Histone/protein deacetylases control Foxp3 expression and the heat shock response of T-regulatory cells

Lysine ɛ-acetylation is a post-translational modification that alters the biochemical properties of many proteins. The reaction is catalyzed by histone/protein acetyltransferases (HATs), and is reversed by histone/protein deacetylases (HDACs). As a result, HATs and HDACs constitute an important, though little recognized, set of proteins that control the functions of T-regulatory (Treg) cells. Targeting certain HDACs, especially HDAC6, HDAC9, and Sirtuin-1 (Sirt1), can augment Treg suppressive potency by several distinct and potentially additive mechanisms. These involve promoting Forkhead box p3 (Foxp3) gene expression and preserving Foxp3 lysine ɛ-acetylation, which infers resistance to ubiquitination and proteasomal degradation, and increases DNA binding. Moreover, depleting certain HDAC can enhance the heat shock response, which increases the tenacity of Treg to survive under stress, and helps preserve a suppressive phenotype.
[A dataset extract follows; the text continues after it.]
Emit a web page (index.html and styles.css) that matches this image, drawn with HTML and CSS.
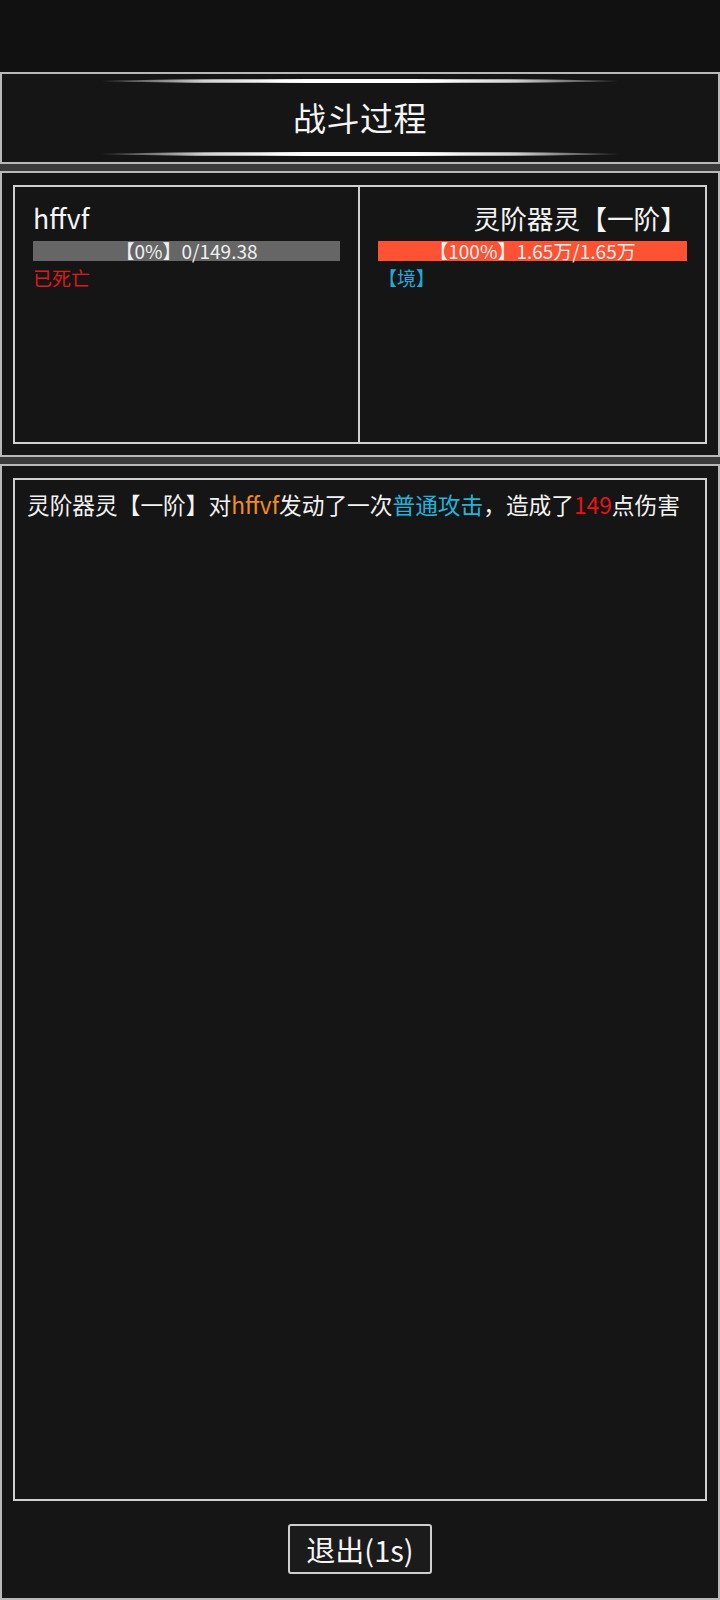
FILE: index.html
```html
<!DOCTYPE html>
<html lang="zh-CN">
<head>
<meta charset="utf-8">
<title>战斗过程</title>
<link rel="stylesheet" href="styles.css">
</head>
<body>
<div class="topbar"></div>
<div class="frame">
  <header class="box header">
    <div class="glow"></div>
    <h1 class="title">战斗过程</h1>
    <div class="glow"></div>
  </header>

  <section class="box status">
    <div class="status-inner">
      <div class="col col-left">
        <div class="name">hffvf</div>
        <div class="bar bar-dead">【0%】0/149.38</div>
        <div class="tag tag-dead">已死亡</div>
      </div>
      <div class="col col-right">
        <div class="name name-right">灵阶器灵【一阶】</div>
        <div class="bar bar-full">【100%】1.65万/1.65万</div>
        <div class="tag tag-realm">【境】</div>
      </div>
    </div>
  </section>

  <section class="box log">
    <div class="log-inner">
      <p class="log-line">灵阶器灵【一阶】对<span class="c-orange">hffvf</span>发动了一次<span class="c-cyan">普通攻击</span>，造成了<span class="c-red">149</span>点伤害</p>
    </div>
    <div class="actions">
      <button class="exit-btn">退出(1s)</button>
    </div>
  </section>
</div>
</body>
</html>
```

FILE: styles.css
```css
* { box-sizing: border-box; }

html, body {
  margin: 0;
  padding: 0;
  height: 100%;
}

body {
  background: #111111;
  color: #f2f2f2;
  font-family: "Noto Sans CJK SC", "Noto Sans", sans-serif;
  display: flex;
  flex-direction: column;
}

.topbar {
  height: 72px;
  background: #111111;
  flex: none;
}

.frame {
  flex: 1;
  display: flex;
  flex-direction: column;
  gap: 7px;
  background: #3a3a3a;
}

.box {
  background: #151515;
  border: 2px solid #b8b8b8;
}

/* header */
.header {
  padding: 5px 0 6px;
  display: flex;
  flex-direction: column;
  align-items: center;
}

.glow {
  width: 520px;
  height: 4px;
  border-radius: 50%;
  background: linear-gradient(90deg,
    rgba(255,255,255,0) 0%,
    rgba(170,170,170,0.45) 6%,
    rgba(230,230,230,0.9) 20%,
    #ffffff 35%,
    #ffffff 65%,
    rgba(230,230,230,0.9) 80%,
    rgba(170,170,170,0.45) 94%,
    rgba(255,255,255,0) 100%);
}

.title {
  margin: 0;
  height: 69px;
  line-height: 69px;
  font-size: 33px;
  font-weight: 400;
  color: #f4f4f4;
  letter-spacing: 0.5px;
}

/* status panel */
.status {
  padding: 12px 11px 11px;
}

.status-inner {
  height: 259px;
  border: 2px solid #d0d0d0;
  display: grid;
  grid-template-columns: 1fr 1fr;
}

.col {
  padding: 13px 18px 0;
}

.col-left {
  border-right: 2px solid #d0d0d0;
}

.name {
  font-size: 26.7px;
  line-height: 36px;
  height: 36px;
  color: #f4f4f4;
  white-space: nowrap;
}

.name-right {
  text-align: right;
}

.bar {
  margin-top: 5px;
  height: 20px;
  line-height: 20px;
  font-size: 19px;
  text-align: center;
  color: #f0f0f0;
  white-space: nowrap;
  overflow: visible;
}

.bar-dead { background: #666666; }
.bar-full { background: #ff5232; }

.tag {
  margin-top: 4px;
  font-size: 19px;
  line-height: 26px;
}

.tag-dead { color: #e01818; }
.tag-realm { color: #22a8d6; }

/* log */
.log {
  flex: 1;
  display: flex;
  flex-direction: column;
  padding: 12px 11px 0;
}

.log-inner {
  flex: 1;
  border: 2px solid #d0d0d0;
  padding: 8px 12px;
}

.log-line {
  margin: 0;
  font-size: 22.7px;
  line-height: 34px;
  color: #f2f2f2;
  white-space: nowrap;
}

.c-orange { color: #f28c1e; }
.c-cyan { color: #22b2dc; }
.c-red { color: #ea1212; }

.actions {
  display: flex;
  justify-content: center;
  padding: 23px 0 24px;
}

.exit-btn {
  height: 50px;
  padding: 0 16px;
  background: #1b1b1b;
  border: 2px solid #cfcfcf;
  border-radius: 3px;
  color: #f4f4f4;
  font-family: "Noto Sans CJK SC", "Noto Sans", sans-serif;
  font-size: 29px;
  line-height: 44px;
}
```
As a result, HDAC inhibitor therapy can be used to enhance Treg functions in vivo and have beneficial effects on allograft survival and autoimmune diseases.

► HATs and HDACs control lysine acetylation, an important post-translational modification in histone and non-histone proteins. ► Acetylation of Foxp3 in Tregs increases both its DNA binding and resistance to proteasomal degradation. ► Foxp3 transcription factors are regulated by acetylation (p65, STAT5) or indirectly by HDAC/HAT dependent mediators (SMAD3). ► Targeting HDAC6 or HDAC9 increases HSR gene expression which protects Treg from stress and preserves a suppressive phenotype.